Task statement — Repeat the full listing, word for word.

Available data —
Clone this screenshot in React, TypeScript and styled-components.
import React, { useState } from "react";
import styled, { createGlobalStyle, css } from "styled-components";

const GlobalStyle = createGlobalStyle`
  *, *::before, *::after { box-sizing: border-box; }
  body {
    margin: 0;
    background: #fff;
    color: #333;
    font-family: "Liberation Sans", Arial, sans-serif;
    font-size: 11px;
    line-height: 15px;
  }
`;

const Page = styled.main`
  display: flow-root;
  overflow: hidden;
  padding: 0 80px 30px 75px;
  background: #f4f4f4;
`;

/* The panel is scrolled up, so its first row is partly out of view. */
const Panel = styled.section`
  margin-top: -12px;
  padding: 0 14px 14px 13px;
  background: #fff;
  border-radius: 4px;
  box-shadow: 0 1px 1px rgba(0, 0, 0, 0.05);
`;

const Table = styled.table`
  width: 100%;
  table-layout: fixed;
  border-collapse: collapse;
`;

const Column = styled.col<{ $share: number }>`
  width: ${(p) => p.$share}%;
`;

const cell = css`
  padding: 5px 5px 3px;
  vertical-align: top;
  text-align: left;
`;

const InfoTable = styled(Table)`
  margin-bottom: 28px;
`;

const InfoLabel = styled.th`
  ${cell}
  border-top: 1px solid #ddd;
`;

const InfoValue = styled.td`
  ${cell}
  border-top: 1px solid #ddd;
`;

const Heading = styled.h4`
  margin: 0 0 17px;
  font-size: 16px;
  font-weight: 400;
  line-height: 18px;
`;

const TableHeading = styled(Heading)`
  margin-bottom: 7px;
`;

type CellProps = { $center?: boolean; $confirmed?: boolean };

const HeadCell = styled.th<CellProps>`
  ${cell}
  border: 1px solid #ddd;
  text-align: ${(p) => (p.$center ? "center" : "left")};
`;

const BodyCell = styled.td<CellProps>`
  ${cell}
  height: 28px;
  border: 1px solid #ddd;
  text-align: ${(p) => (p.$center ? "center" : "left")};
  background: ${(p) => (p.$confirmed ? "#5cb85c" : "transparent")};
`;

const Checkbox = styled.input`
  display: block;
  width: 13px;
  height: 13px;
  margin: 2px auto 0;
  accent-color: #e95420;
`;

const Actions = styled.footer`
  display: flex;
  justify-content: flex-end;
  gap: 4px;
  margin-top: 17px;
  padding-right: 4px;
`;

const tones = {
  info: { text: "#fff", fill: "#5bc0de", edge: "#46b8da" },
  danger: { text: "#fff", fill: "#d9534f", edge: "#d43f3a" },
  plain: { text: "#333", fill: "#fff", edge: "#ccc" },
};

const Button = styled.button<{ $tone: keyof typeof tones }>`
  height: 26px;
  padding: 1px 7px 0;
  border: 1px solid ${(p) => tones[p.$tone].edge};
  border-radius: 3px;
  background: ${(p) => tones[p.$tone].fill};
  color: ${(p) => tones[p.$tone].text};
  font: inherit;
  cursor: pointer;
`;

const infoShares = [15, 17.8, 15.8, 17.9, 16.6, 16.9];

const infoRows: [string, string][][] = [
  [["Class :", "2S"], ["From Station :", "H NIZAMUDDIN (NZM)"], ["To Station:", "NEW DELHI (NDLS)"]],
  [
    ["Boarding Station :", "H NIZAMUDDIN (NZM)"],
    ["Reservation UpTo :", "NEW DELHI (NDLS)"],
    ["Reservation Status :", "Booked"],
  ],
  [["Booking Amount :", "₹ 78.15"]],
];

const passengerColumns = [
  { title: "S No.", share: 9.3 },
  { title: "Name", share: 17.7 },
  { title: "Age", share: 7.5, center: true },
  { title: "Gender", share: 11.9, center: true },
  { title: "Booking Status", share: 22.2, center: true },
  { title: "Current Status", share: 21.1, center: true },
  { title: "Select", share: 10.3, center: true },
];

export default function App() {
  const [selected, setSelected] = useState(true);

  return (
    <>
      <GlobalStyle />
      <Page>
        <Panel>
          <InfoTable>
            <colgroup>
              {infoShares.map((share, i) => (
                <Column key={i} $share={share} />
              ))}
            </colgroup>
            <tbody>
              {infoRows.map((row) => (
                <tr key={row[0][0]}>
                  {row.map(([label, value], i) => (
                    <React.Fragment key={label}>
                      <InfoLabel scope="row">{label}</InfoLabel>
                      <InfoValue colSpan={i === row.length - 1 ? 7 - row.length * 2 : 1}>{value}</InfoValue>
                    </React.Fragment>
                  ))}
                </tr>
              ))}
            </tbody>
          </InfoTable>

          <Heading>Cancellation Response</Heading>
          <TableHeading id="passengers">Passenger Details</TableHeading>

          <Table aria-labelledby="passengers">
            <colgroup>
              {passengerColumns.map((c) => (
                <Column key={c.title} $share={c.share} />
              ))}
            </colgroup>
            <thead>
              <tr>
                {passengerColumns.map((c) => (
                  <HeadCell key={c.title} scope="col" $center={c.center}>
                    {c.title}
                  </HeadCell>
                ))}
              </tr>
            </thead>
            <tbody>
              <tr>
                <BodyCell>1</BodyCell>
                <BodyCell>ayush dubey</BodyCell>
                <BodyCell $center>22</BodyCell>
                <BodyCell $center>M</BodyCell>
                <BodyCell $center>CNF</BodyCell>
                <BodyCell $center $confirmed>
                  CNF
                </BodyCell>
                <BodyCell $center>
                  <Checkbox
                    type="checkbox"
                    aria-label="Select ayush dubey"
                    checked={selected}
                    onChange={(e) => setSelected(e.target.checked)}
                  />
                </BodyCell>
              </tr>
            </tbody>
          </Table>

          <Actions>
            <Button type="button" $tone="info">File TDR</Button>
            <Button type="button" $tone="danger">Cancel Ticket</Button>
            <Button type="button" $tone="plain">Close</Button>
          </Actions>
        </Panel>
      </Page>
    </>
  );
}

Exercise output —
Clone this screenshot in React, TypeScript and styled-components.
import React, { useState } from "react";
import styled, { createGlobalStyle, css } from "styled-components";

const GlobalStyle = createGlobalStyle`
  *, *::before, *::after { box-sizing: border-box; }
  body {
    margin: 0;
    background: #fff;
    color: #333;
    font-family: "Liberation Sans", Arial, sans-serif;
    font-size: 11px;
    line-height: 15px;
  }
`;

const Page = styled.main`
  display: flow-root;
  overflow: hidden;
  padding: 0 80px 30px 75px;
  background: #f4f4f4;
`;

/* The panel is scrolled up, so its first row is partly out of view. */
const Panel = styled.section`
  margin-top: -12px;
  padding: 0 14px 14px 13px;
  background: #fff;
  border-radius: 4px;
  box-shadow: 0 1px 1px rgba(0, 0, 0, 0.05);
`;

const Table = styled.table`
  width: 100%;
  table-layout: fixed;
  border-collapse: collapse;
`;

const Column = styled.col<{ $share: number }>`
  width: ${(p) => p.$share}%;
`;

const cell = css`
  padding: 5px 5px 3px;
  vertical-align: top;
  text-align: left;
`;

const InfoTable = styled(Table)`
  margin-bottom: 28px;
`;

const InfoLabel = styled.th`
  ${cell}
  border-top: 1px solid #ddd;
`;

const InfoValue = styled.td`
  ${cell}
  border-top: 1px solid #ddd;
`;

const Heading = styled.h4`
  margin: 0 0 17px;
  font-size: 16px;
  font-weight: 400;
  line-height: 18px;
`;

const TableHeading = styled(Heading)`
  margin-bottom: 7px;
`;

type CellProps = { $center?: boolean; $confirmed?: boolean };

const HeadCell = styled.th<CellProps>`
  ${cell}
  border: 1px solid #ddd;
  text-align: ${(p) => (p.$center ? "center" : "left")};
`;

const BodyCell = styled.td<CellProps>`
  ${cell}
  height: 28px;
  border: 1px solid #ddd;
  text-align: ${(p) => (p.$center ? "center" : "left")};
  background: ${(p) => (p.$confirmed ? "#5cb85c" : "transparent")};
`;

const Checkbox = styled.input`
  display: block;
  width: 13px;
  height: 13px;
  margin: 2px auto 0;
  accent-color: #e95420;
`;

const Actions = styled.footer`
  display: flex;
  justify-content: flex-end;
  gap: 4px;
  margin-top: 17px;
  padding-right: 4px;
`;

const tones = {
  info: { text: "#fff", fill: "#5bc0de", edge: "#46b8da" },
  danger: { text: "#fff", fill: "#d9534f", edge: "#d43f3a" },
  plain: { text: "#333", fill: "#fff", edge: "#ccc" },
};

const Button = styled.button<{ $tone: keyof typeof tones }>`
  height: 26px;
  padding: 1px 7px 0;
  border: 1px solid ${(p) => tones[p.$tone].edge};
  border-radius: 3px;
  background: ${(p) => tones[p.$tone].fill};
  color: ${(p) => tones[p.$tone].text};
  font: inherit;
  cursor: pointer;
`;

const infoShares = [15, 17.8, 15.8, 17.9, 16.6, 16.9];

const infoRows: [string, string][][] = [
  [["Class :", "2S"], ["From Station :", "H NIZAMUDDIN (NZM)"], ["To Station:", "NEW DELHI (NDLS)"]],
  [
    ["Boarding Station :", "H NIZAMUDDIN (NZM)"],
    ["Reservation UpTo :", "NEW DELHI (NDLS)"],
    ["Reservation Status :", "Booked"],
  ],
  [["Booking Amount :", "₹ 78.15"]],
];

const passengerColumns = [
  { title: "S No.", share: 9.3 },
  { title: "Name", share: 17.7 },
  { title: "Age", share: 7.5, center: true },
  { title: "Gender", share: 11.9, center: true },
  { title: "Booking Status", share: 22.2, center: true },
  { title: "Current Status", share: 21.1, center: true },
  { title: "Select", share: 10.3, center: true },
];

export default function App() {
  const [selected, setSelected] = useState(true);

  return (
    <>
      <GlobalStyle />
      <Page>
        <Panel>
          <InfoTable>
            <colgroup>
              {infoShares.map((share, i) => (
                <Column key={i} $share={share} />
              ))}
            </colgroup>
            <tbody>
              {infoRows.map((row) => (
                <tr key={row[0][0]}>
                  {row.map(([label, value], i) => (
                    <React.Fragment key={label}>
                      <InfoLabel scope="row">{label}</InfoLabel>
                      <InfoValue colSpan={i === row.length - 1 ? 7 - row.length * 2 : 1}>{value}</InfoValue>
                    </React.Fragment>
                  ))}
                </tr>
              ))}
            </tbody>
          </InfoTable>

          <Heading>Cancellation Response</Heading>
          <TableHeading id="passengers">Passenger Details</TableHeading>

          <Table aria-labelledby="passengers">
            <colgroup>
              {passengerColumns.map((c) => (
                <Column key={c.title} $share={c.share} />
              ))}
            </colgroup>
            <thead>
              <tr>
                {passengerColumns.map((c) => (
                  <HeadCell key={c.title} scope="col" $center={c.center}>
                    {c.title}
                  </HeadCell>
                ))}
              </tr>
            </thead>
            <tbody>
              <tr>
                <BodyCell>1</BodyCell>
                <BodyCell>ayush dubey</BodyCell>
                <BodyCell $center>22</BodyCell>
                <BodyCell $center>M</BodyCell>
                <BodyCell $center>CNF</BodyCell>
                <BodyCell $center $confirmed>
                  CNF
                </BodyCell>
                <BodyCell $center>
                  <Checkbox
                    type="checkbox"
                    aria-label="Select ayush dubey"
                    checked={selected}
                    onChange={(e) => setSelected(e.target.checked)}
                  />
                </BodyCell>
              </tr>
            </tbody>
          </Table>

          <Actions>
            <Button type="button" $tone="info">File TDR</Button>
            <Button type="button" $tone="danger">Cancel Ticket</Button>
            <Button type="button" $tone="plain">Close</Button>
          </Actions>
        </Panel>
      </Page>
    </>
  );
}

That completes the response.